My phone won’t stop buzzing. Every notification a headline, every headline a knife. Post-Olympic slump? Golden boy tarnished? Austria in crisis? Not just Thomas. They’re circling the whole team. Hyenas sniffing blood. And the Austrian press is the worst there is.
Anger burns hot in my chest. Protective anger. For the boys, for Thomas, even when he’s impossible, even when he’s cruel. Because he doesn’t deserve this, none of them do. They’re racers, not soldiers. They don′t owe it to the media. And certainly not to the nation.
But the fury cuts both ways. Because I know the hyenas. I’ve been one.
I remember one day in Alta Badia: Thomas skiing out of a giant slalom, me at my keyboard, crafting lines about “wasted talent,” “immaturity,” “ease turning into carelessness.” I wrote it sharp, confident, and detached. Now I feel sick remembering it.
But the hyenas are right. Austria is in crisis.
Without Lukas, no one anchors us. Martin drifts. Niko lashes out, already muttering risky comments to journalists who lap it up. And Thomas? He looks like he’s drowning, and I can’t pull him out.
My fingers hover over the keyboard, then force themselves down, typing the federation’s press release. The words blur. Tough conditions. Valuable points. Looking ahead to the next race. Lies we all pretend to believe.
My hand shakes as I hit send.
I press my palms flat against the desk, trying to breathe. Professional loyalty, romantic regret, guilt, panic; they all twist together until I don’t know what belongs to the job and what belongs to me.
I want to scream. Instead, I close the laptop.
For the first time all season, I think: I need a break.
The media room is cramped, airless, the kind of space where tempers rise quicker than sound carries. Posters from past races peel at the corners, and the hum of the projector fills the silence while I face the team.
“We leave for Saalbach tomorrow. The World Cup finals are all there is this season. And you all qualified,” I begin, clipboard steady in my hands. My voice is calm, firm, and professional.
“But we are in crisis, and they know it. The press will come for all of you. They want drama, turmoil, division. We don’t give it to them. Our message is one line: We compete hard, and we stand together. Repeat it, then stop talking.”
The room stays quiet for a beat too long. Then Niko explodes.
“Easy for you to say!” His chair screeches against the floor as he leans forward, eyes hot. “You and Thomas blew this up, and now we pay for it.”
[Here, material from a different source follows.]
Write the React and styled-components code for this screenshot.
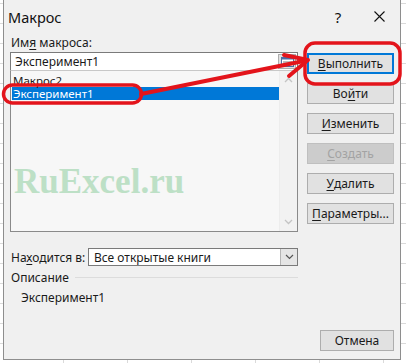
import React from 'react';
import styled, { createGlobalStyle } from 'styled-components';

const GlobalStyle = createGlobalStyle`
  html, body {
    margin: 0;
    padding: 0;
  }
  body {
    width: 406px;
    height: 363px;
    overflow: hidden;
    background-color: #ffffff;
    background-image:
      repeating-linear-gradient(0deg, transparent 0 19px, #dadada 19px 20px),
      repeating-linear-gradient(90deg, transparent 0 63px, #dadada 63px 64px);
    font-family: "Segoe UI", "Noto Sans", "Liberation Sans", sans-serif;
  }
`;

const Page = styled.div`
  position: relative;
  width: 406px;
  height: 363px;
`;

const Dialog = styled.div`
  margin-left: 3px;
  width: 398px;
  height: 360px;
  box-sizing: border-box;
  border: 1px solid #8e8e8e;
  border-top: none;
  background: #f0f0f0;
  display: flex;
  flex-direction: column;
  color: #1a1a1a;
  font-size: 12px;
`;

const TitleBar = styled.div`
  height: 30px;
  flex: none;
  display: flex;
  align-items: center;
  padding-left: 4px;
  font-size: 14.5px;
  color: #111;
`;

const Title = styled.span`
  flex: 1;
  padding-top: 3px;
`;

const TitleButton = styled.span`
  width: ${p => p.$w}px;
  display: flex;
  justify-content: center;
  align-items: center;
  font-size: 15px;
  padding-top: 3px;
`;

const Body = styled.div`
  flex: 1;
  display: flex;
  gap: 9px;
  padding: 5px 6px 8px 6px;
`;

const LeftColumn = styled.div`
  width: 289px;
  display: flex;
  flex-direction: column;
`;

const RightColumn = styled.div`
  flex: 1;
  display: flex;
  flex-direction: column;
  gap: 9px;
  padding-top: 18px;
`;

const Label = styled.div`
  height: 17px;
  line-height: 15px;
  padding-left: 1px;
`;

const Key = styled.span`
  text-decoration: underline;
  text-underline-offset: 2px;
`;

const InputBox = styled.div`
  height: 19px;
  box-sizing: border-box;
  border: 1px solid #7a7a7a;
  background: #ffffff;
  display: flex;
  align-items: center;
  padding-left: 4px;
`;

const InputText = styled.span`
  flex: 1;
`;

const RefButton = styled.span`
  width: 18px;
  height: 15px;
  margin-right: 1px;
  box-sizing: border-box;
  border: 1px solid #adadad;
  background: #e1e1e1;
  display: flex;
  align-items: center;
  justify-content: center;
`;

const ListBox = styled.div`
  height: 162px;
  margin-top: -1px;
  box-sizing: border-box;
  border: 1px solid #8a8a8a;
  border-top-color: #c8c8c8;
  background: #f7f7f7;
  display: flex;
  position: relative;
`;

const Rows = styled.div`
  flex: 1;
  padding-top: 3px;
  padding-left: 1px;
`;

const Row = styled.div`
  height: 13px;
  line-height: 13px;
  font-size: 11.5px;
  padding-left: 1px;
  background: ${p => (p.$selected ? '#0078d7' : 'transparent')};
  color: ${p => (p.$selected ? '#ffffff' : '#1a1a1a')};
`;

const ScrollBar = styled.div`
  width: 17px;
  display: flex;
  flex-direction: column;
  justify-content: space-between;
  align-items: center;
  padding: 6px 0 6px;
  border-left: 1px solid #ededed;
  background: #f2f2f2;
`;

const Watermark = styled.div`
  position: absolute;
  left: 3px;
  top: 93px;
  font-family: "Liberation Serif", "DejaVu Serif", serif;
  font-weight: bold;
  font-size: 35px;
  line-height: 1;
  color: #bde0c6;
  pointer-events: none;
`;

const LocationRow = styled.div`
  display: flex;
  align-items: center;
  margin-top: 16px;
  height: 18px;
`;

const LocationLabel = styled.div`
  width: 77px;
  padding-left: 1px;
`;

const Combo = styled.div`
  flex: 1;
  height: 18px;
  box-sizing: border-box;
  border: 1px solid #7a7a7a;
  background: #ffffff;
  display: flex;
  align-items: center;
  padding-left: 5px;
`;

const ComboText = styled.span`
  flex: 1;
`;

const ComboArrow = styled.span`
  width: 16px;
  height: 16px;
  border-left: 1px solid #b5b5b5;
  background: #e5e5e5;
  display: flex;
  align-items: center;
  justify-content: center;
`;

const Group = styled.div`
  margin-top: 3px;
  flex: 1;
  display: flex;
  flex-direction: column;
`;

const GroupHead = styled.div`
  display: flex;
  align-items: center;
  gap: 6px;
  height: 16px;
  padding-left: 1px;
  &::after {
    content: '';
    flex: 1;
    height: 1px;
    background: #dcdcdc;
  }
`;

const GroupText = styled.div`
  padding: 4px 0 0 11px;
`;

const Button = styled.div`
  height: 21px;
  box-sizing: border-box;
  width: ${p => (p.$narrow ? '74px' : '87px')};
  align-self: flex-end;
  border: 1px solid ${p => (p.$default ? '#0078d7' : p.$disabled ? '#bfbfbf' : '#adadad')};
  box-shadow: ${p => (p.$default ? 'inset 0 0 0 1px #0078d7' : 'none')};
  background: ${p => (p.$disabled ? '#cccccc' : '#e1e1e1')};
  color: ${p => (p.$disabled ? '#a3a3a3' : '#1a1a1a')};
  display: flex;
  align-items: center;
  justify-content: center;
  margin-top: ${p => (p.$bottom ? 'auto' : '0')};
`;

const Overlay = styled.svg`
  position: absolute;
  left: 0;
  top: 0;
  pointer-events: none;
`;

function Chevron({ up }) {
  return (
    <svg width="9" height="6" viewBox="0 0 9 6">
      <path
        d={up ? 'M1 5 L4.5 1.5 L8 5' : 'M1 1 L4.5 4.5 L8 1'}
        fill="none"
        stroke="#c4c4c4"
        strokeWidth="1.3"
      />
    </svg>
  );
}

function RefIcon() {
  return (
    <svg width="13" height="10" viewBox="0 0 13 10">
      <rect x="0.5" y="0.5" width="12" height="9" fill="#ffffff" stroke="#4a6ea8" />
      <rect x="0.5" y="0.5" width="12" height="2" fill="#4a6ea8" />
      <path d="M2 5 H11 M2 7 H9" stroke="#7a7a7a" strokeWidth="1" />
    </svg>
  );
}

function App() {
  return (
    <Page>
      <GlobalStyle />
      <Dialog>
        <TitleBar>
          <Title>Макрос</Title>
          <TitleButton $w={40}>?</TitleButton>
          <TitleButton $w={42}>
            <svg width="11" height="11" viewBox="0 0 11 11">
              <path d="M0.5 0.5 L10.5 10.5 M10.5 0.5 L0.5 10.5" stroke="#111" strokeWidth="1.1" />
            </svg>
          </TitleButton>
        </TitleBar>
        <Body>
          <LeftColumn>
            <Label>
              Им<Key>я</Key> макроса:
            </Label>
            <InputBox>
              <InputText>Эксперимент1</InputText>
              <RefButton>
                <RefIcon />
              </RefButton>
            </InputBox>
            <ListBox>
              <Rows>
                <Row>Макрос2</Row>
                <Row $selected>Эксперимент1</Row>
              </Rows>
              <ScrollBar>
                <Chevron up />
                <Chevron />
              </ScrollBar>
              <Watermark>RuExcel.ru</Watermark>
            </ListBox>
            <LocationRow>
              <LocationLabel>
                На<Key>х</Key>одится в:
              </LocationLabel>
              <Combo>
                <ComboText>Все открытые книги</ComboText>
                <ComboArrow>
                  <svg width="9" height="6" viewBox="0 0 9 6">
                    <path d="M1 1 L4.5 4.5 L8 1" fill="none" stroke="#555" strokeWidth="1.2" />
                  </svg>
                </ComboArrow>
              </Combo>
            </LocationRow>
            <Group>
              <GroupHead>Описание</GroupHead>
              <GroupText>Эксперимент1</GroupText>
            </Group>
          </LeftColumn>
          <RightColumn>
            <Button $default>
              <Key>В</Key>ыполнить
            </Button>
            <Button>
              Во<Key>й</Key>ти
            </Button>
            <Button>
              <Key>И</Key>зменить
            </Button>
            <Button $disabled>
              <Key>С</Key>оздать
            </Button>
            <Button>
              <Key>У</Key>далить
            </Button>
            <Button>
              <Key>П</Key>араметры...
            </Button>
            <Button $bottom $narrow>
              Отмена
            </Button>
          </RightColumn>
        </Body>
      </Dialog>
      <Overlay width="406" height="363" viewBox="0 0 406 363">
        <rect x="3.5" y="85" width="138" height="18" rx="9" fill="none" stroke="#e3141b" strokeWidth="3.5" />
        <rect x="305" y="43" width="95" height="41" rx="10" fill="none" stroke="#e3141b" strokeWidth="3.5" />
        <path d="M141 94 L304 61" stroke="#e3141b" strokeWidth="4" strokeLinecap="round" />
        <path d="M284 55 L308 60 L289 76" fill="none" stroke="#e3141b" strokeWidth="4" strokeLinecap="round" strokeLinejoin="round" />
      </Overlay>
    </Page>
  );
}

export default App;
Silence detonates. Every head swivels toward me. My throat goes dry, but I hold his gaze.
Because he is right, they all know about our affair, used to be on our side, used to cheer us on. And now they pay when we screw up.
Before I can speak, Thomas steps in. His voice is sharp, controlled: “That’s enough.”
Niko blinks, startled.
Thomas doesn’t look at me when he goes on. “She’s doing her job. You want to blame someone, blame me. But don’t put this on her.” His tone leaves no room for argument.
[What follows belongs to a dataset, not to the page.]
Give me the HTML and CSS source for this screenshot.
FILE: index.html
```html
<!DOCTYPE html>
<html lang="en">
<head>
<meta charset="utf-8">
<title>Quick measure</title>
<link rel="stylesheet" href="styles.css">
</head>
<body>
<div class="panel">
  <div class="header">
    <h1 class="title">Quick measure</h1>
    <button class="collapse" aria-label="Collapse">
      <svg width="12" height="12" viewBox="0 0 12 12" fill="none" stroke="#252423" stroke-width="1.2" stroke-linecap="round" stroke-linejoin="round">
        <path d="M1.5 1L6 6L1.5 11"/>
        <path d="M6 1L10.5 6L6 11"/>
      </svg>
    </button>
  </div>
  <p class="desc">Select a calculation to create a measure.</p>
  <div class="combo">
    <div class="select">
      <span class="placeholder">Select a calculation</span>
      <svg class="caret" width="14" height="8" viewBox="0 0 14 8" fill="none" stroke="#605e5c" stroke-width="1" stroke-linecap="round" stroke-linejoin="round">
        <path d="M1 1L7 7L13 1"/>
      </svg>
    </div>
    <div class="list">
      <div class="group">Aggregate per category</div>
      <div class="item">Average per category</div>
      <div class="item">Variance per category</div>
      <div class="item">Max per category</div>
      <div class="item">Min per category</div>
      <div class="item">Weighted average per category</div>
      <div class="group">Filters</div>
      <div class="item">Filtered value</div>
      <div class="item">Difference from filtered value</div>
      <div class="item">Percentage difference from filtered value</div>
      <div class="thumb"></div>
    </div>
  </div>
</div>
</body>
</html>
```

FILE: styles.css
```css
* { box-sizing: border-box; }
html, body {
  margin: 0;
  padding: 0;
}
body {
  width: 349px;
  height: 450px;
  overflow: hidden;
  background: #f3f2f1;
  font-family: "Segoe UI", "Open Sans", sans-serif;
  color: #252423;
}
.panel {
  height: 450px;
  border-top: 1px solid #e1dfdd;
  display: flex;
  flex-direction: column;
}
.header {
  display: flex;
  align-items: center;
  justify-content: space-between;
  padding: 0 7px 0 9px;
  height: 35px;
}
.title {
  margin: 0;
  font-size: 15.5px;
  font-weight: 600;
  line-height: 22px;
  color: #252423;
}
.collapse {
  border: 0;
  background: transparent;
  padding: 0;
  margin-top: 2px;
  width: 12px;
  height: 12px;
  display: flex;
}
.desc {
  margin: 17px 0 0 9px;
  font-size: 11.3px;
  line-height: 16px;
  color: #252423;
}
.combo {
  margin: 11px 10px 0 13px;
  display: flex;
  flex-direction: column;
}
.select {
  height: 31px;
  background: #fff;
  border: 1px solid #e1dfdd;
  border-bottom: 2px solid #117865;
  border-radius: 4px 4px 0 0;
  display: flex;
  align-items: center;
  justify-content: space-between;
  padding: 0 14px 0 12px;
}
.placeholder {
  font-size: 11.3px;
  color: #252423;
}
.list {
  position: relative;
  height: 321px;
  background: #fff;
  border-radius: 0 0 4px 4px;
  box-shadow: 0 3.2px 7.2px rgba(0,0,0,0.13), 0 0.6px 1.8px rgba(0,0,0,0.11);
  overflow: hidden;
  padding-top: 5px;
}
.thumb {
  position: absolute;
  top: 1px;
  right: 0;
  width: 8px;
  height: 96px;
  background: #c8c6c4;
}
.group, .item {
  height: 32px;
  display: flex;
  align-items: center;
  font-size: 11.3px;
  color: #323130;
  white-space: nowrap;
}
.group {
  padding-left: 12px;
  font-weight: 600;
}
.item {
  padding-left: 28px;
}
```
The tension shifts, like air sucked from the room. Niko slumps back, muttering, but silent.
I clear my throat, pick up where I left off as if nothing cracked open. Together, Thomas and I run the briefing: laying out talking points, steering questions, drilling the line about unity. Efficient. Professional. Unshakable, at least on the surface.
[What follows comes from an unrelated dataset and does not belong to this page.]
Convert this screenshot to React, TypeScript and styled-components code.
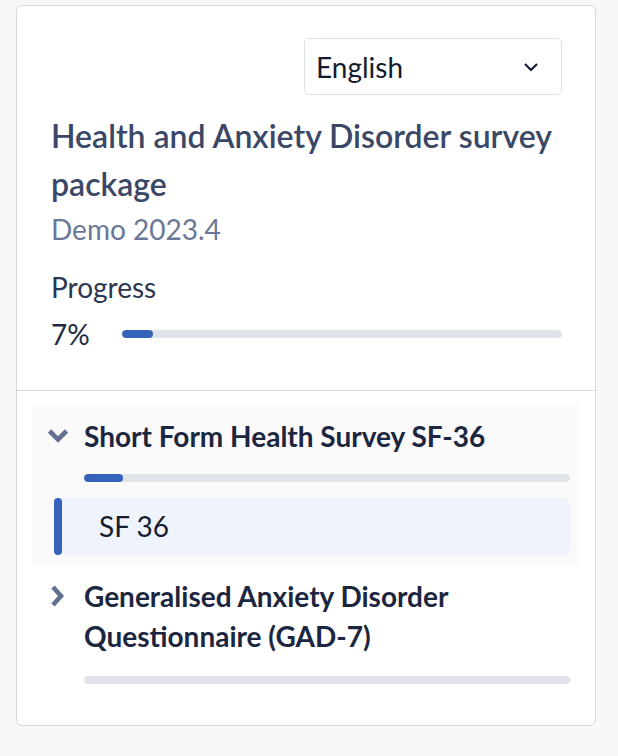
import styled, { createGlobalStyle } from "styled-components";

const GlobalStyle = createGlobalStyle`
  html, body {
    margin: 0;
    padding: 0;
    background: #f7f8fa;
    font-family: Lato, "Noto Sans", sans-serif;
  }
  * { box-sizing: border-box; }
`;

const Page = styled.div`
  padding: 5px 22px 30px 16px;
`;

const Card = styled.div`
  background: #ffffff;
  border: 1.5px solid #d3d8e2;
  border-radius: 6px;
  overflow: hidden;
`;

const Header = styled.div`
  padding: 32px 33px 40px 34px;
  border-bottom: 1.5px solid #d3d8e2;
`;

const SelectRow = styled.div`
  display: flex;
  justify-content: flex-end;
  margin-bottom: 17px;
`;

const Select = styled.div`
  width: 258px;
  height: 57px;
  border: 1.5px solid #dde1e8;
  border-radius: 5px;
  display: flex;
  align-items: center;
  justify-content: space-between;
  padding: 0 22px 0 11px;
  font-size: 28px;
  color: #141c30;
`;

const Title = styled.h1`
  margin: 0;
  font-size: 32px;
  line-height: 48px;
  font-weight: 600;
  color: #3a4766;
`;

const Subtitle = styled.div`
  font-size: 28px;
  line-height: 36px;
  color: #6b7796;
  margin-top: 3px;
`;

const Label = styled.div`
  font-size: 28px;
  line-height: 36px;
  color: #2b3650;
  margin-top: 22px;
`;

const ProgressRow = styled.div`
  display: flex;
  align-items: center;
  gap: 32px;
  margin-top: 13px;
  font-size: 28px;
  color: #1e2a44;
  line-height: 32px;
`;

const Track = styled.div`
  flex: 1;
  height: 8px;
  border-radius: 4px;
  background: #e0e3ea;
  overflow: hidden;
`;

const Fill = styled.div`
  height: 100%;
  border-radius: 4px;
  background: #3563b9;
`;

const List = styled.div`
  padding: 14.5px 15px 31px 15px;
`;

const Section = styled.div<{ $open?: boolean }>`
  background: ${p => (p.$open ? "#fafafa" : "transparent")};
  padding: ${p => (p.$open ? "10px" : "11px")} 10px 10px 16px;
`;

const SectionHead = styled.div`
  display: flex;
  align-items: flex-start;
  gap: 16px;
`;

const Chevron = styled.div`
  width: 20px;
  height: 40px;
  flex: none;
  display: flex;
  align-items: center;
  justify-content: center;
  color: #64708f;
  svg { flex: none; }
`;

const SectionBody = styled.div`
  flex: 1;
  min-width: 0;
`;

const SectionTitle = styled.div`
  font-size: 28px;
  line-height: 40px;
  font-weight: 700;
  color: #1c2640;
`;

const BarWrap = styled.div<{ $mt: number }>`
  margin-top: ${p => p.$mt}px;
  display: flex;
`;

const Item = styled.div`
  margin: 16px 0 0 6px;
  height: 57px;
  display: flex;
  align-items: center;
  background: #eff3fb;
  border-radius: 6px;
  position: relative;
  padding-left: 45px;
  font-size: 28px;
  color: #141c30;
  &::before {
    content: "";
    position: absolute;
    left: 0;
    top: 0;
    bottom: 0;
    width: 8px;
    border-radius: 4px;
    background: #3563b9;
  }
`;

function ChevronIcon({ dir }: { dir: "down" | "right" }) {
  return (
    <svg width="22" height="22" viewBox="0 0 22 22" fill="none">
      <path
        d={dir === "down" ? "M2.5 6 L11 14.5 L19.5 6" : "M6 2 L14 11 L6 20"}
        stroke="currentColor"
        strokeWidth="4.6"
        strokeLinecap="butt"
        strokeLinejoin="miter"
      />
    </svg>
  );
}

const surveys = [
  {
    title: "Short Form Health Survey SF-36",
    progress: 8,
    open: true,
    items: ["SF 36"],
  },
  {
    title: "Generalised Anxiety Disorder Questionnaire (GAD-7)",
    progress: 0,
    open: false,
    items: [],
  },
];

export default function App() {
  return (
    <>
      <GlobalStyle />
      <Page>
        <Card>
          <Header>
            <SelectRow>
              <Select>
                <span>English</span>
                <svg width="16" height="10" viewBox="0 0 16 10" fill="none">
                  <path d="M2 2 L8 8 L14 2" stroke="#141c30" strokeWidth="2.2" />
                </svg>
              </Select>
            </SelectRow>
            <Title>Health and Anxiety Disorder survey package</Title>
            <Subtitle>Demo 2023.4</Subtitle>
            <Label>Progress</Label>
            <ProgressRow>
              <span>7%</span>
              <Track>
                <Fill style={{ width: "7%" }} />
              </Track>
            </ProgressRow>
          </Header>
          <List>
            {surveys.map(s => (
              <Section key={s.title} $open={s.open}>
                <SectionHead>
                  <Chevron>
                    <ChevronIcon dir={s.open ? "down" : "right"} />
                  </Chevron>
                  <SectionBody>
                    <SectionTitle>{s.title}</SectionTitle>
                    <BarWrap $mt={s.open ? 18 : 20}>
                      <Track>
                        <Fill style={{ width: `${s.progress}%` }} />
                      </Track>
                    </BarWrap>
                  </SectionBody>
                </SectionHead>
                {s.items.map(it => (
                  <Item key={it}>{it}</Item>
                ))}
              </Section>
            ))}
          </List>
        </Card>
      </Page>
    </>
  );
}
When it’s over, the athletes file out, boots thudding, chatter already returning.
I gather my notes, keeping my eyes down—until I feel his on me.
I look up. For a heartbeat, we meet in the middle of the emptying room. Surprise flickers between us, the sudden recognition of standing on the same side again.
Then it’s gone. The silence between us swells, awkward, heavier than before.
He turns away first.
And I remind myself: professionalism is the only ground left to stand on.